Significant Excerpts from the Vienna Convention for the Protection of the Ozone, 1985
Aware of the potentially harmful impact on human health and the environment through modification of the ozone layer,
Recalling the pertinent provisions of the Declaration of the United Nations Conference on the Human Environment, and in particular principle 21, which provides that “States have, in accordance with the Charter of the United Nations and the principles of international law, the sovereign right to exploit their own resources pursuant to their own environmental policies, and the responsibility to ensure that activities within their jurisdiction or control do not cause damage to the environment of other States or of areas beyond the limits of national jurisdiction,”
Mindful of the work and studies proceeding within both international and national organizations and, in particular, of the World Plan of Action on the Ozone Layer of the United Nations Environment Programme,
For the purposes of this Convention:
1. “The ozone layer” means the layer of atmospheric ozone above the planetary boundary layer.
2. “Adverse effects” means changes in the physical environment or biota, including changes in climate, which have significant deleterious effects on human health or on the composition, resilience and productivity of natural and managed ecosystems, or on materials useful to mankind.
6. “Regional economic integration organization” means an organization constituted by sovereign States of a given region which has competence in respect of matters governed by this Convention or its protocols and has been duly authorized, in accordance with its internal procedures, to sign, ratify, accept, approve or accede to the instruments concerned.
(a) Co-operate by means of systematic observations, research and information exchange in order to better understand and assess the effects of human activities on the ozone layer and the effects on human health and the environment from modification of the ozone layer
(b) Adopt appropriate legislative or administrative measures and co-operate in harmonizing appropriate policies to control, limit, reduce or prevent human activities under their jurisdiction or control should it be found that these activities have or are likely to have adverse effects resulting from modification or likely modification of the ozone layer;
Research and Systematic Observations
(a) The physical and chemical processes that may affect the ozone layer;
(c) Climatic effects deriving from any modifications of the ozone layer;
(d) Effects deriving from any modifications of the ozone layer and any consequent change in UV-B radiation on natural and synthetic materials useful to mankind;
(e) Substances, practices, processes and activities that may affect the ozone layer, and their cumulative effects;
(f) Alternative substances and technologies;
(g) Related socio-economic matters; and as further elaborated in annexes I and II.
Research and Systematic Observations
(a) Research into the physics and chemistry of the atmosphere
(i) Comprehensive theoretical models: further development of models which consider the interaction between radiative, dynamic and chemical processes; studies of the simultaneous effects of various man-made and naturally occurring species upon atmospheric ozone; interpretation of satellite and non-satellite measurement data sets; evaluation of trends in atmospheric and geophysical parameters, and the development of methods for attributing changes in these parameters to specific causes;
The UN Environment Programme established a Secretariat for Ozone.
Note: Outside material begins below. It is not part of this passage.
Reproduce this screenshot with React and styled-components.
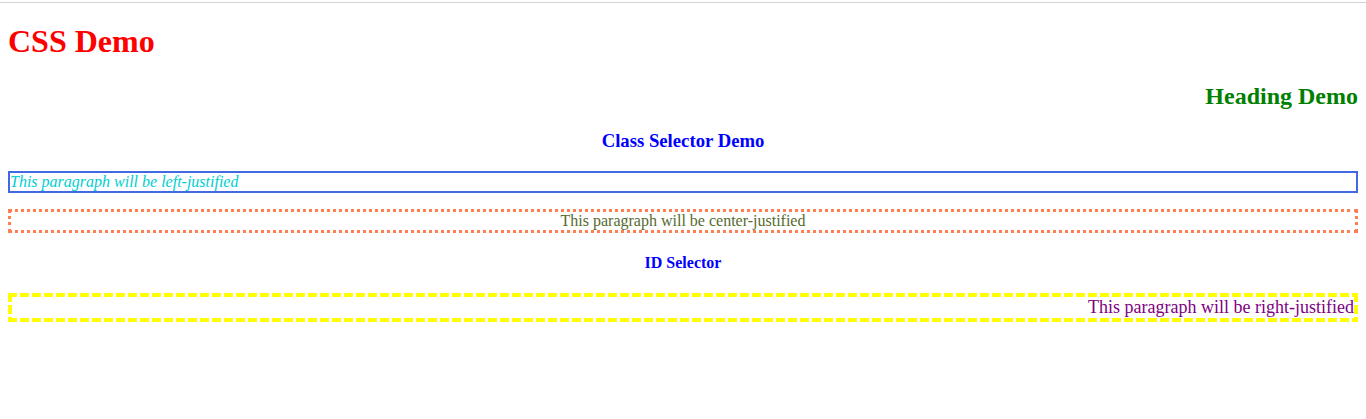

If their website says when the Secretariat was created, I didn’t find it. A guess would be the year was 1990 because that was the year the funding mechanism was defined. The bureaucratic organizational structure and the mission can be found on the Secretariat’s website.
Putting policy into practice
The Vienna Convention, Montreal Protocol and Kigali Amendment create a global policy framework for protecting the ozone layer and the climate. Implementing those policies has required profound changes in many commercial and technological sectors.
In 1990, the conference in London added a financing mechanism for implementation of the Ozone policy.
Article 10 – Financial Mechanism
1. The Parties shall establish a mechanism for the purposes of providing financial and technical cooperation, including the transfer of technologies, to Parties operating under paragraph 1 of Article 5 of this Protocol to enable their compliance with the control measures set out in Articles 2A to 2E of the Protocol.
The mechanism, contributions to which shall be additional to other financial transfers to Parties operating under that paragraph, shall meet all agreed incremental costs of such Parties in order to enable their compliance with the control measures of the Protocol. An indicative list of the categories of incremental costs shall be decided by the meeting of the Parties.
2. The mechanism established under paragraph 1 shall include a Multilateral Fund. It may also include other means of multilateral, regional and bilateral cooperation.
The U.S. EPA has an Ozone Information Page that can be viewed.
In 2016, the Kigali Amendment was added to the Montreal Protocol. On the State Department website, this is what was said about the Amendment.
This amendment creates market certainty and opens international markets to new technology that is better for the environment, without compromising performance. It calls on all countries to gradually phase down their production and consumption of HFCs in the coming decades using the flexible, innovative, and effective approaches the Montreal Protocol has used for three decades. Global stakeholders endorsed adoption of the Kigali amendment, including most of the major U.S. companies working in related sectors.